B. Foreign Affairs Doctrine Analysis
Appellees argue that section 354.6 exceeds California’s power to engage in foreign affairs. We agree.5
The Constitution does not create an express, general power over foreign affairs but rather allocates particular powers related to foreign affairs to particular federal actors. It appoints the President as “Commander in Chief of the Army and Navy of the United States,” U.S. Const., *709art. II, § 2, cl. 1, and authorizes him to “make Treaties, provided two thirds of the Senators present concur,” to “appoint Ambassadors” with the “Advice and Consent of the Senate,” id. cl. 2, and to “receive Ambassadors and other public Ministers,” id. § 3. It grants to Congress the power to “lay and collect ... Duties, Imposts, and Excises,” to “provide for the common De-fence,” id. art. I, § 8, cl. 1, to “regulate Commerce with foreign Nations,” id. art. I, § 8, cl. 3, to “establish an uniform Rule of Naturalization,” id. cl. 4, to “define and punish Piracies and Felonies committed on the high Seas, and Offences against the Law of Nations,” id. cl. 10, to “declare War, grant Letters of Marque and Reprisal, and make Rules concerning Captures on Land and Water,” id. cl. 11, to “raise and support Armies,” id. cl. 12, to “provide and maintain a Navy,” id. cl. 13, and to regulate “the land and naval forces,” id. cl. 14.

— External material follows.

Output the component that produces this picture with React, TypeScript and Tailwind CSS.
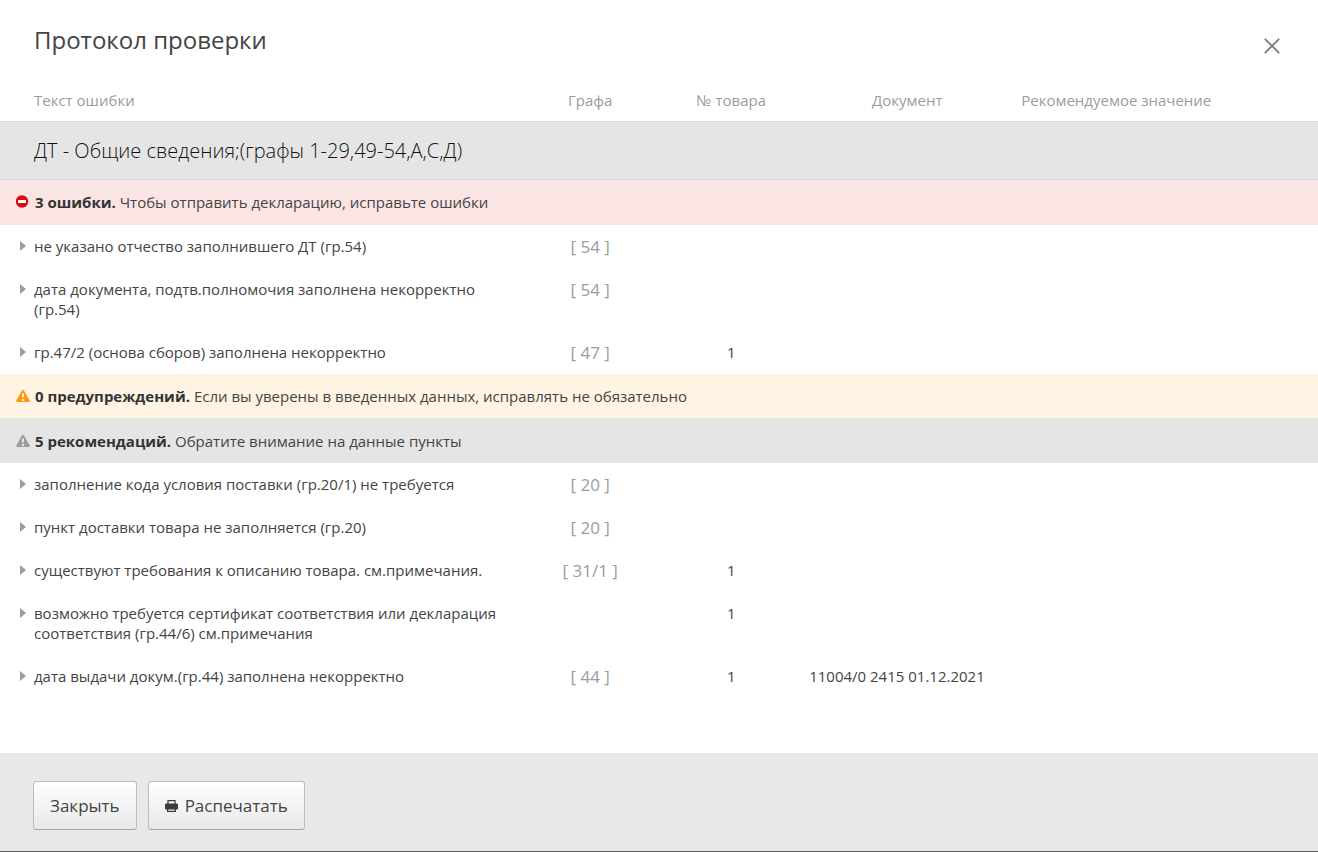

While the Constitution allocates these foreign affairs powers specifically to the federal government, it also expressly prohibits the states from exercising certain foreign relations powers, including both some of those expressly allocated to the federal government and a few others. “No State shall enter into any Treaty, Alliance, or Confederation; grant Letters of Marque and Reprisal” or, without consent of Congress, “lay any Imposts or Duties on Imports or Exports,” “keep Troops or Ships of War in time of Peace,” “enter into any Agreement or Compact ... with a foreign Power,” or “engage in War, unless actually invaded.” Id. § 10.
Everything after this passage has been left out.